Cette proposition est d’autant plus absurde que les mêmes qui accusent le Gouvernement d’être trop libéral sont aussi ceux qui l’accuse de « dérive sécuritaire » et d’atteinte à nos libertés fondamentales (Source : Public Sénat). Cette mauvaise utilisation du mot prouve peut-être l’intuition de l’historien Braudel, « l’inadéquation de la France à la vie économique du monde est un des traits de son identité ».

Bien sûr la France se libéralise à n’en pas douter, mais au vu des faits énoncés ci-dessus il parait compliquer de définir le gouvernement actuel et les précédents comme « ultra-libéral ».

L’indice de liberté économique évalué par la Fondation Heritage (quoique conservateur cette fondation est considérée comme sérieuse) place la France 57ème dans le monde (Source : Fondation Heritage). Fondée sur 12 critères comme les droits de propriété, la « santé fiscale », le niveau de dépense publique ou la liberté de commerce, cet indice tente (imparfaitement) de capturer le niveau de liberté économique des pays du monde. A ce jeu, l’Arménie, la Bulgarie, les Emirats Arabes Unis ou les pays nordiques font mieux que nous. Les citoyens de ces pays seront heureux d’apprendre qu’ils vivent (sans le savoir) dans un enfer libéral.

Une autre voie est possible

Ces mots et ces attitudes ne sont certainement pas ce à quoi s’attendent nos concitoyens. Ces phrases vicient le débat public, détournent des véritables problématiques et délaissent les solutions.
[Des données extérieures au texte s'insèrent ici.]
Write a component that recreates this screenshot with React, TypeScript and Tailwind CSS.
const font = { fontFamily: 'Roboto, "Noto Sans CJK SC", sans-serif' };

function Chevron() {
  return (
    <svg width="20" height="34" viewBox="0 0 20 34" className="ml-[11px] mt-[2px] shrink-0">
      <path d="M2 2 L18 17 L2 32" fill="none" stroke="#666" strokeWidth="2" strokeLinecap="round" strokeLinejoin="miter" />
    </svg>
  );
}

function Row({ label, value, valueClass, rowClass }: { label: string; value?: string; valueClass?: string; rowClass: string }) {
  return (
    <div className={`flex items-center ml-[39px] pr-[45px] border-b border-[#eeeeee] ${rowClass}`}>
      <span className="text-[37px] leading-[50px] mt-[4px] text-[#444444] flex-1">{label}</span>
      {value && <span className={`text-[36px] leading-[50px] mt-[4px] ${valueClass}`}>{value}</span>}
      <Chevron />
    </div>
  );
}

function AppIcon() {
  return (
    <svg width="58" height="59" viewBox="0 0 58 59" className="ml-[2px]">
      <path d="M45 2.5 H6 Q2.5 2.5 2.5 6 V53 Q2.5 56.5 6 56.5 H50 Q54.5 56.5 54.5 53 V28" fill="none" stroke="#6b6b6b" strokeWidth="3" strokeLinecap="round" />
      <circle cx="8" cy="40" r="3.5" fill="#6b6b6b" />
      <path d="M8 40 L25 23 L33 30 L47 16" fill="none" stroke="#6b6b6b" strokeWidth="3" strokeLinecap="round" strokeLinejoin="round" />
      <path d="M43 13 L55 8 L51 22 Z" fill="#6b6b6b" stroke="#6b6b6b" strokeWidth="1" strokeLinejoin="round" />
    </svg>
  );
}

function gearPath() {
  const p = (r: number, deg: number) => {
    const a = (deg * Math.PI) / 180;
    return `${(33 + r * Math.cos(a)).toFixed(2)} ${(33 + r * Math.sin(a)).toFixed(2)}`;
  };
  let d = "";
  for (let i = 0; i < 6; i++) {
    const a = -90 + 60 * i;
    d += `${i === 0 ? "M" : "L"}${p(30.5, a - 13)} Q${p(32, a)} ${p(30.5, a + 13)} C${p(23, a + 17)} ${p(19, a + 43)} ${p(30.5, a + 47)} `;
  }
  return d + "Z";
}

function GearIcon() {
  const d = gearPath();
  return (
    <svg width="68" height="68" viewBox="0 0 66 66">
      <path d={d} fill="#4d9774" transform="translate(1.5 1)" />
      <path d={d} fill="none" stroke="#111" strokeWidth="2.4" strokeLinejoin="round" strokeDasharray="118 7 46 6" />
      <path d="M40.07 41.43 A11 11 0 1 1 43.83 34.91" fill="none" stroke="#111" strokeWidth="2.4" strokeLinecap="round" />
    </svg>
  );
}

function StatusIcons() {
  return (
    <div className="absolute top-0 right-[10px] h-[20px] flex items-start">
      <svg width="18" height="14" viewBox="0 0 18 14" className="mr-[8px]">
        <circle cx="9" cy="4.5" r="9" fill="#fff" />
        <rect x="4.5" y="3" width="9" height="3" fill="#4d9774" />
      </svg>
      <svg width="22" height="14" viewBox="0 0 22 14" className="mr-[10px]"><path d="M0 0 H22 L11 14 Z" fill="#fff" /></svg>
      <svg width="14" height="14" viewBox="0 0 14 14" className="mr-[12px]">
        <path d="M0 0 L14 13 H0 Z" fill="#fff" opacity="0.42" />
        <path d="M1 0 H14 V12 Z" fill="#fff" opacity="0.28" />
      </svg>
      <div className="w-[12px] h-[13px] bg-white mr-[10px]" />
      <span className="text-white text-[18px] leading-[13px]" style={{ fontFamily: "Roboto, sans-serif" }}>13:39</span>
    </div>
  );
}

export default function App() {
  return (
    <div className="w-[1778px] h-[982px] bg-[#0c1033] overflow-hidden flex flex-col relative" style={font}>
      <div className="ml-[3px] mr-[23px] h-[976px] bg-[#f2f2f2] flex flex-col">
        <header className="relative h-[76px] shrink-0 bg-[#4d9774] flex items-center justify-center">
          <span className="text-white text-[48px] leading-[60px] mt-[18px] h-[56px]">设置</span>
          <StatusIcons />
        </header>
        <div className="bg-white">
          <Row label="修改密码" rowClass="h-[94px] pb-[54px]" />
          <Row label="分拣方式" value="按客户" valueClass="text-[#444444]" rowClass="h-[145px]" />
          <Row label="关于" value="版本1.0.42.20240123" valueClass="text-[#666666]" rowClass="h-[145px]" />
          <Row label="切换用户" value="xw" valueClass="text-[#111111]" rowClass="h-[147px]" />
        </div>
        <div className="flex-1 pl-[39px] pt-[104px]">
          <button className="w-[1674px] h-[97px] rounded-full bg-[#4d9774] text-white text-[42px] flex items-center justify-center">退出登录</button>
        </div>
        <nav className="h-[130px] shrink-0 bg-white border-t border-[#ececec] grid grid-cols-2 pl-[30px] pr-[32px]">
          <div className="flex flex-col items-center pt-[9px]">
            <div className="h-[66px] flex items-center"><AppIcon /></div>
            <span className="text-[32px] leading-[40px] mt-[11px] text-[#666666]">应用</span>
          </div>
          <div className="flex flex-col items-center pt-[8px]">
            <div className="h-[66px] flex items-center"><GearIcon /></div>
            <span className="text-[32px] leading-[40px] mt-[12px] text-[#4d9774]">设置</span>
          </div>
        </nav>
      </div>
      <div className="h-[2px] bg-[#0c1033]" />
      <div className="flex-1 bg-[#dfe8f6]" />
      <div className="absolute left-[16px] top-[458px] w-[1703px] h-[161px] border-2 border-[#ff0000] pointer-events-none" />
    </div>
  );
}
Une autre voie est possible : celle du compromis en politique qui fait honneur à l’échange, celle de la tempérance qui fait honneur à nos concitoyens qui attendent de nos politiques moins d’outrance et plus de pédagogie.

En choisissant une Assemblée nationale sans majorité distincte, nos concitoyens ont décidé de facto de forcer les partis politiques à trouver des compromis. Cette demande est d’autant plus cohérente que les citoyens sentent bien que l’environnement n’est pas propice à la résolution pacifique des conflits. 66 % des électeurs considèrent qu’en France (en 2022), « dans les années qui viennent, les Français n’arriveront pas à résoudre leurs désaccords de manière pacifique et auront souvent recours à la violence » (Source : Citation de la Revue des Deux Mondes).
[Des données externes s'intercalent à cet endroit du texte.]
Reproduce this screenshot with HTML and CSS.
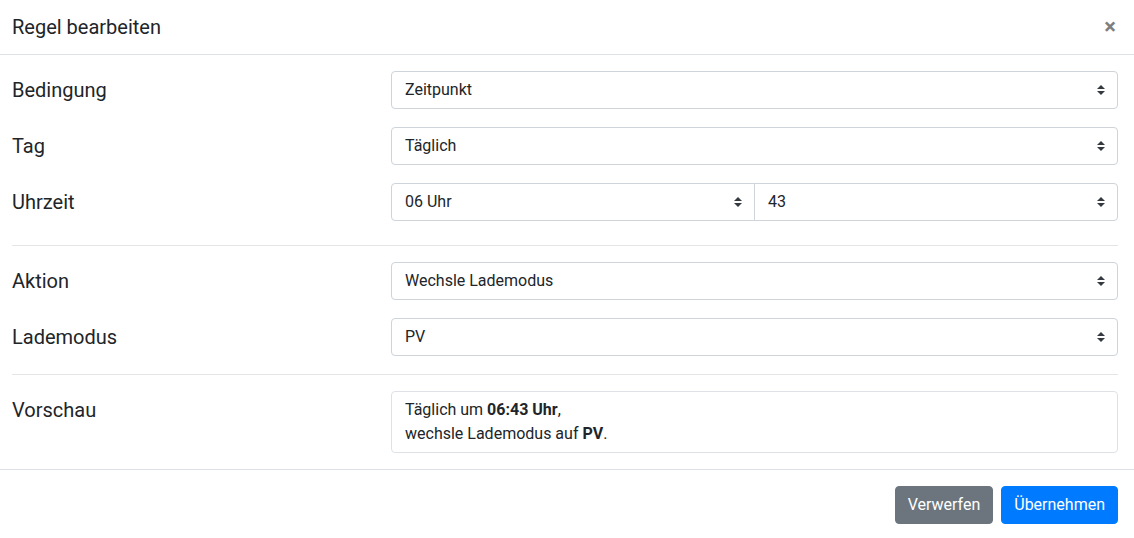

Cette assemblée d’un nouveau genre doit être l’occasion de mettre fin à ce penchant français bien connu (et je me permets d’appuyer mes propos une nouvelle fois par Michel Winock) : « la vie politique française a une tendance à la radicalité, un esprit d’intransigeance, une inaptitude au compromis qui rendent difficile, sinon impossible, le système des coalitions observable dans les autres démocraties européennes. Le dogmatique prime sur le pragmatique. » A croire que nos politiques n’ont pas envie que cela change…

Soyons exigeant envers nos politiques, soyons exigeant envers nous-mêmes.